И когда это случится, мертвый Сократ потянет за собой следующие жертвы… Я уже тесно связан с ним… Ведь скорее я, живой, должен тащить Сократа к живым, я не должен допустить, чтобы он, мертвый, тащил и меня к мертвецам. А дело похоже на то… Платон пошевелился, охваченный страхом. Острые когти боли глубоко вонзились ему в мозг. Вскрикнул.
– Желаешь чего-нибудь? – отозвалась Дидона.
– Да, – сказал он. – Целуй мне лицо, виски, лоб, волосы – да не так, легонько, только чтоб я знал, что это твои губы…
Дидона, счастливая его просьбой, выполнила ее.
А мысли Платона уже снова унеслись далеко от Дидоны. Сицилия? Он хорошо знаком с сиракузским тираном Дионисием. Укрыться у него со своей работой? Или в другое место?..

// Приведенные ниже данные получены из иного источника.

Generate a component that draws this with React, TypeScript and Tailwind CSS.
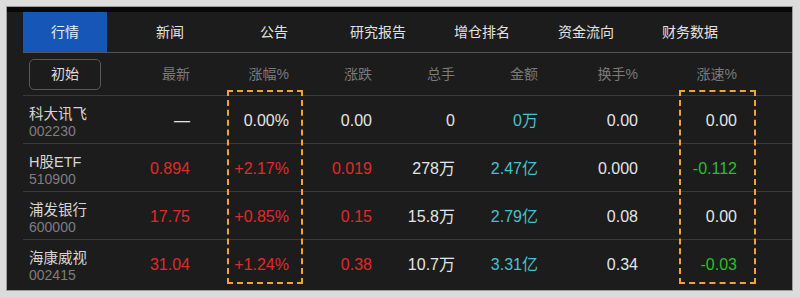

Дидона целовала Платону лоб, ее шелковистая кожа стирала капельки пота.
– Да, – вслух произнес он.
Дидона, думая, что этим словом он выразил удовлетворение ее лаской, вспыхнула от радости, присосалась губами к его ладони, словно хищная ласочка.
– Да, Сицилия, – с облегчением промолвил Платон. – Ты что, перепутала? Не знаешь, где у меня губы?
Она поцеловала его в губы:
– Я тебя не мучаю?
Теперь, через ткань своего хитона и ее тоненького пеплоса, он ощутил сосцы ее твердых грудей на своей груди.
– Нет. От тебя мне ничего не больно.
– Я тебя исцеляю?
– Моя болезнь – это болезнь души, и преодолеть ее я должен сам. Но ты смягчаешь ее неистовство.
– Моя душа тоже больна, – сказала Дидона. – Не наказывай меня за то, что я скажу…
– Ты отлично знаешь – я обращаюсь с тобой не как с рабыней. Ты моя приятельница. Сладкая моя подружка.
– Но ты, дорогой, не смягчаешь моих страданий – ты углубляешь их. Показал мне, что такое счастье. А ведь для меня-то это только призрак счастья…
Дидона встала. Пеплос ее был красно-коричневого цвета, как ствол пинии. В волосы вплетена зеленая лента. В уши вколоты золотые подвески, и в этих подвесках было то же беспокойство, что и в самой Дидоне. Красивая она и, кажется, уже знает о своей красоте, подумал Платон и сказал:
– Призрак, вздыхаешь ты? Но и призраки – неотъемлемая часть жизни. Порой они даже прекраснее действительности.
Глаза Дидоны вспыхнули затаенным гневом.
– Чем прекраснее призрак, тем горше жить после того, как он исчезнет…
Платон нахмурился:
– Ты жалеешь, что я взял тебя к себе?
– И да, и нет. – Дидона не совладала с собой. – Ты, счастливый, сыплешь мне крохи своего счастья, словно зерна твоим горлицам. Долго приходится мне ворковать, пока дождусь…
И здесь Сократ, подумал Платон. Как точно видит старик этих людей! Голос Платона оставался спокойным, ласковым:
– По-твоему, я дурной человек, моя Дидона?
– Нет, клянусь Афродитой!
– Значит – хороший?
– Да.
– Но ведь и хороший человек не может сделать все, что кажется хорошим другим. Есть вещи, красавица моя, которые можно изменить, и такие, которые должны оставаться как есть.
Дидона поняла. Раб останется рабом. Господин – господином. И он меня понял: я позволила себе слишком много. Он подарил мне прекраснейший призрак, а я недовольна. Но что ждет меня завтра? Как не думать об этом? Как не страшиться?..
– Темнеет, – сказала она. – Желаешь, чтобы я зажгла свет?
– Зажги.
Дидона послушно вышла. Вернулась с горящей лучиной, зажгла от нее все масляные светильники в канделябрах. Взглянула на Платона. Хитон был лишь немногим белее его лица. Боль возвращалась. Он водил рукой по лицу, словно воскрешая ее поцелуи. Они ведь – последние… Бедная моя Дидона!
День в постели, ночь в постели, в сладостном покое, нежные заботы Дидоны – и Платону полегчало. Ванна, легкий массаж всего тела, вкусный завтрак – и он больше не ложился.
Вышел в перистиль, где привык отдыхать. Сел в кресло под сенью колоннады. Это было его любимое место в доме. Сюда приказывал он принести столик и принадлежности для письма, здесь, вдыхая аромат роз, он записывал свои размышления, здесь овладевал мыслями Сократа, придавая им свою форму и выстраивая их в цельные литературные произведения.